Tombé du pouvoir, lord Randolph Churchill demanda une enquête parlementaire sur l’administration des finances. On lui promit de nommer une commission ; puis on ajourna, on éluda, on tergiversa, si bien que le ministre démissionnaire se décidait, le 3 juin 1887, à faire devant les électeurs de Wolverhampton, et, par conséquent, devant le pays, l’exposé des motifs qui avaient amené sa retraite. Il donna à lord Wolseley le plus catégorique et le moins gracieux des démentis. Il mit en regard, par le plus inquiétant des contrastes, l’énormité des sommes dépensées et la ridicule pauvreté des résultats.
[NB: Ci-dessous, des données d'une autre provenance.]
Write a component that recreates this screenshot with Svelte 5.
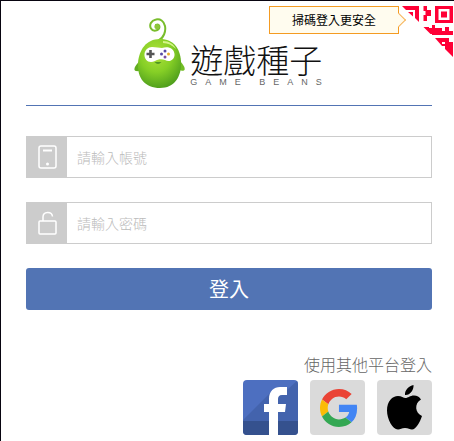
<script lang="ts">
  let account = $state("");
  let password = $state("");

  function submit(event: SubmitEvent) {
    event.preventDefault();
  }
</script>

<main class="login">
  <header class="brand">
    <svg class="bean" viewBox="0 0 52 72" aria-hidden="true">
      <defs>
        <radialGradient id="skin" cx="0.42" cy="0.3" r="0.75">
          <stop offset="0" stop-color="#b0e23c" />
          <stop offset="0.5" stop-color="#86cf26" />
          <stop offset="1" stop-color="#4a9a1c" />
        </radialGradient>
      </defs>
      <path d="M24 23C30 20 32 13 31 8C30 3 26 0.500 22 1.500C17 2.500 15 7 17 10.500C19 14 25 13 25.500 9C25.500 7 24 6 22 7" fill="none" stroke="#79bd2c" stroke-width="2" stroke-linecap="round" />
      <circle cx="23" cy="8.500" r="2.600" fill="#8cc63a" />
      <path d="M6 43C2 46 0 50 0.500 52C2 54 5 53 8 52Z" fill="#62ad20" />
      <path d="M46 43C49 46 51.500 50 50.500 52C48 54 45 52 43 50Z" fill="#71bd24" />
      <path d="M26 21C40 21 46 31 47 43C48 59 40 70 26 70C11 70 3 60 4 45C5 32 12 21 26 21Z" fill="url(#skin)" />
      <path d="M29 23C35 23 40 26 42 31C38 27 34 25 29 25Z" fill="#d4f589" />
      <path d="M18 29C22 29 25 30 28 30C34 28 40 30 40.500 36C41 41 36 45 31 42C28 41 24 41 21 43C15 46 10 42 10.500 36C11 32 14 29 18 29Z" fill="#fff" />
      <path d="M16.500 32V40M12.500 36H20.500" stroke="#555" stroke-width="2.600" />
      <circle cx="31" cy="33" r="1.500" fill="#5849a3" />
      <circle cx="27.500" cy="36" r="1.500" fill="#5849a3" />
      <circle cx="34.500" cy="36" r="1.500" fill="#e9ad2a" />
      <circle cx="31" cy="39" r="1.500" fill="#7b4ba0" />
      <path d="M20.500 44Q24 48 27.500 44Z" fill="#4f9622" />
    </svg>
    <div class="wordmark">
      <h1>遊戲種子</h1>
      <p>GAME BEANS</p>
    </div>
  </header>

  <div class="scan">
    <span class="tip">掃碼登入更安全</span>
    <a href="#qr" aria-label="掃碼登入">
      <svg viewBox="0 0 53 51" fill="#ff0036" aria-hidden="true">
        <path d="M1 0H18V16L14 12V4H5ZM7 6H12V10.500Z" />
        <path fill-rule="evenodd" d="M34 0H52V17H34ZM37.500 3V14H48.500V3ZM40 5.500H46V11.500H40Z" />
        <path d="M22.500 0H26V4H30V10H26V15H22.500V9H24.500V5H22.500Z" />
        <path d="M22.500 21H28V22H31V19H34V22H41V25H38V29H31V28H29.500Z" />
        <path d="M44 21H48V25H52V29H37V25H44Z" />
        <path fill-rule="evenodd" d="M34 32H48V36H52V51L44 43V40H41ZM41 36V38H44V36Z" />
      </svg>
    </a>
  </div>

  <form onsubmit={submit}>
    <div class="field">
      <label for="account" aria-label="帳號">
        <svg viewBox="0 0 24 24" fill="none" stroke="#fff" aria-hidden="true">
          <rect x="4" y="1" width="17" height="22" rx="2" stroke-width="1.500" />
          <path d="M8 5.500H17" stroke-width="2" />
          <circle cx="12.500" cy="19" r="1.500" fill="#fff" stroke="none" />
        </svg>
      </label>
      <input id="account" type="text" placeholder="請輸入帳號" bind:value={account} />
    </div>
    <div class="field">
      <label for="password" aria-label="密碼">
        <svg viewBox="0 0 24 24" fill="none" stroke="#fff" aria-hidden="true">
          <rect x="4" y="10" width="17" height="13" rx="1" stroke-width="1.500" />
          <path d="M8 10V6C8 0 17 0 17.500 5.500" stroke-width="1.500" />
        </svg>
      </label>
      <input id="password" type="password" placeholder="請輸入密碼" bind:value={password} />
    </div>
    <button type="submit">登入</button>
  </form>

  <section class="others">
    <h2>使用其他平台登入</h2>
    <nav>
      <a href="#facebook" aria-label="Facebook">
        <svg viewBox="0 0 55 55" aria-hidden="true">
          <path fill="#4d6fc0" d="M0 0H55V55H0Z" />
          <path fill="#3d5ba0" d="M31 9L0 40V55H55V0L44 10Z" opacity="0.600" />
          <path fill="#304b84" d="M0 41H55V55H0Z" opacity="0.750" />
          <path fill="#fff" d="M26 55V32H21V24H26V19C26 11 31 7 37 7H44V15H39C36 15 35 17 35 19V24H43L42 32H35V55Z" />
        </svg>
      </a>
      <a href="#google" aria-label="Google">
        <svg viewBox="0 0 55 55" aria-hidden="true">
          <path fill="#dadada" d="M0 0H55V55H0Z" />
          <g transform="translate(10 9) scale(0.790)">
            <path fill="#ea4335" d="M24 9.500c3.540 0 6.710 1.220 9.210 3.600l6.850-6.850C35.900 2.380 30.470 0 24 0 14.620 0 6.510 5.380 2.560 13.220l7.980 6.190C12.430 13.720 17.740 9.500 24 9.500z" />
            <path fill="#4285f4" d="M46.980 24.550c0-1.570-.15-3.090-.38-4.550H24v9.020h12.940c-.58 2.960-2.260 5.480-4.780 7.180l7.730 6c4.510-4.180 7.090-10.360 7.090-17.650z" />
            <path fill="#fbbc05" d="M10.530 28.590c-.48-1.450-.76-2.990-.76-4.590s.27-3.140.76-4.590l-7.980-6.190C.92 16.460 0 20.120 0 24c0 3.880.92 7.540 2.560 10.780l7.970-6.190z" />
            <path fill="#34a853" d="M24 48c6.480 0 11.930-2.130 15.890-5.810l-7.730-6c-2.150 1.450-4.920 2.300-8.160 2.300-6.260 0-11.570-4.220-13.470-9.910l-7.980 6.190C6.510 42.620 14.620 48 24 48z" />
          </g>
        </svg>
      </a>
      <a href="#apple" aria-label="Apple">
        <svg viewBox="0 0 55 55" aria-hidden="true">
          <path fill="#dadada" d="M0 0H55V55H0Z" />
          <path d="M36.500 5C37 10 33 15.500 28 15C27.500 10.500 32 5.500 36.500 5ZM28.500 18C31 18 33 15.500 37 15.500C40 15.500 42.500 17 44 19.500C37 23.500 38 33 45 36C43 42 39 49.500 35 49.500C32.500 49.500 31.500 48 28 48C24.500 48 23.500 49.500 21 49.500C15.500 49.500 10 39 10 30.500C10 21 15.500 16 21 16C24.500 16 26.500 18 28.500 18Z" />
        </svg>
      </a>
    </nav>
  </section>
</main>

<style>
  :global(body) {
    background: #fff;
  }

  .login {
    position: relative;
    padding: 17px 22px 6px 25px;
    border-top: 1px solid #080410;
    border-left: 1px solid #080410;
    font-family: "Noto Sans CJK TC", sans-serif;
  }

  .brand {
    display: flex;
    justify-content: center;
    gap: 4px;
    height: 87px;
    padding-left: 6px;
    border-bottom: 1px solid #5274b4;
  }

  .bean {
    width: 52px;
    height: 72px;
  }

  .wordmark {
    padding-top: 24px;
  }

  h1,
  h2,
  p {
    margin: 0;
    font-weight: 300;
  }

  h1 {
    color: #111;
    font-size: 33px;
    line-height: 35px;
  }

  p {
    color: #666;
    font: 9px/10px "Liberation Sans", sans-serif;
    letter-spacing: 8px;
  }

  .scan {
    position: absolute;
    top: 5px;
    right: 0;
    display: flex;
    gap: 2px;
  }

  .scan a,
  .scan svg {
    display: block;
    width: 53px;
    height: 51px;
  }

  .tip {
    position: relative;
    box-sizing: border-box;
    width: 130px;
    height: 28px;
    border: 1px solid #f49b22;
    background: #fffcef;
    font-size: 12px;
    line-height: 26px;
    text-align: center;
  }

  .tip::after {
    content: "";
    position: absolute;
    top: 8px;
    right: -6px;
    width: 9px;
    height: 9px;
    border: solid #f6b45c;
    border-width: 1px 1px 0 0;
    background: #fffcef;
    transform: rotate(45deg);
  }

  form {
    display: flex;
    flex-direction: column;
    gap: 24px;
    padding-top: 30px;
  }

  .field {
    display: flex;
    box-sizing: border-box;
    height: 42px;
    border: 1px solid #ccc;
  }

  label {
    display: flex;
    flex: none;
    justify-content: center;
    align-items: center;
    width: 40px;
    background: #ccc;
  }

  label svg {
    width: 24px;
    height: 24px;
  }

  input {
    flex: 1;
    min-width: 0;
    padding: 0 10px;
    border: 0;
    background: #fff;
    font: 14px "Noto Sans CJK TC", sans-serif;
  }

  input::placeholder {
    color: #bbb;
    font-weight: 300;
  }

  button {
    height: 42px;
    padding: 0;
    border: 0;
    border-radius: 3px;
    background: #5274b4;
    color: #fff;
    font: 20px/42px "Noto Sans CJK TC", sans-serif;
  }

  .others {
    display: flex;
    flex-direction: column;
    align-items: flex-end;
    gap: 4px;
    padding-top: 42px;
  }

  h2 {
    color: #666;
    font-size: 16px;
    line-height: 24px;
  }

  nav {
    display: flex;
    gap: 12px;
  }

  nav a {
    overflow: hidden;
    width: 55px;
    height: 55px;
    border-radius: 4px;
  }

  nav svg {
    display: block;
  }
</style>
De ce jour date l’agitation, ou plutôt la panique, à laquelle nous assistons. Par son exagération même, elle prouve quel retentissement profond et prolongé ont dans le public les paroles du jeune lord.


IV

Les attributions de lord Randolph Churchill ont été partagées. On a donné l’échiquier à M. Goschen, qui connaît la tenue des livres et manie élégamment les chiffres. La direction des débats a passé à M. Smith, parleur facile, esprit souple, modéré, fécond en ressources. Sans vouloir offenser cet habile homme, j’oserai dire que, pour le moment, le véritable leader du parti conservateur dans la chambre des communes, c’est un radical, M. Chamberlain. N’est-ce pas pour complaire au député de Birmingham, pour conserver son alliance et les quelques voix qu’il entraîne à sa suite, que le parti tory s’est résigné aux deux mauvaises lois qui représenteront le triste bilan législatif de 1888 ?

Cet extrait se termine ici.